A UN body has released a map of Aleppo, which shows the scale of damage done to the city in the rebel-held parts. The map is created on the basis of an analysis done on the September month’s satellite imagery.
Based on the newly released satellite images of the Syrian city Aleppo, the UN has released a map. The map shows the extent to which rebel-held parts of Aleppo were damaged after the weeklong cease-fire in Syria ended on September 18.
This map illustrates the percentage of buildings damaged in the city of Aleppo, Syrian Arabic Republic, as determined by satellite imagery analysis. Using archives of satellite imagery acquired on different time intervals, UNOSAT identified a total of 33,521 damaged structures within the extent of this map.

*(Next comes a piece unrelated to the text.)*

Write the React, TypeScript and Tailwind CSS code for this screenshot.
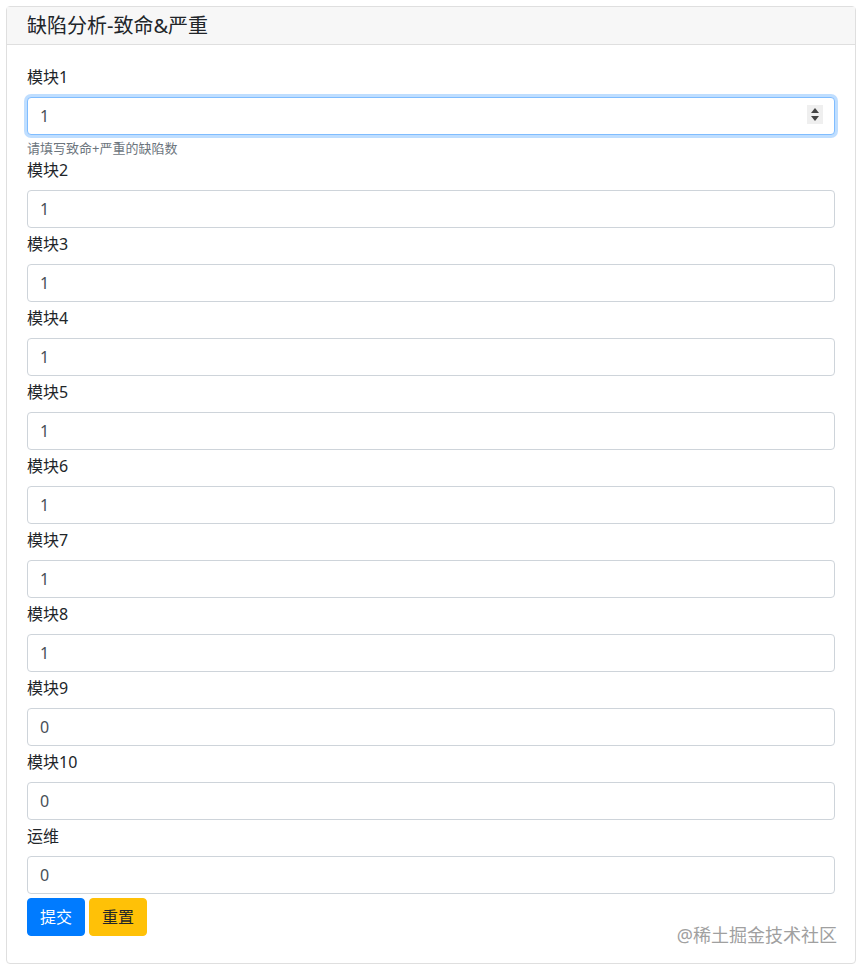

These damaged structures are compared with total numbers of buildings found in a pre-conflict satellite image collected in 2009. This determined the percentage of damaged done to the buildings across the city. The analysis, however, does not take into account the damage done to the city’s industrial areas.
The images used to create the map were obtained by the UN under an agreement with the U.S. State Department. The images dated of September 25 and October 1, coincides a period of intensified Syrian and Russian airstrikes on the city.
The scale of the destruction in the last major rebel redoubt is believed to be an attempt by Syrian President Bashar al-Assad and Russian President Vladimir Putin to reclaim the divided city in full before the U.S. presidential election.
The intensified airstrikes—which resulted in the targeting of a humanitarian convoy—has led to a rapid deterioration in U.S.-Russian ties. The two countries had negotiated the weeklong cease-fire, a move it was hoped would set the stage for a more comprehensive agreement.
But earlier this week, the U.S. suspended bilateral talks with Russia over the situation in Aleppo, saying “Russia failed to live up to its own commitments.”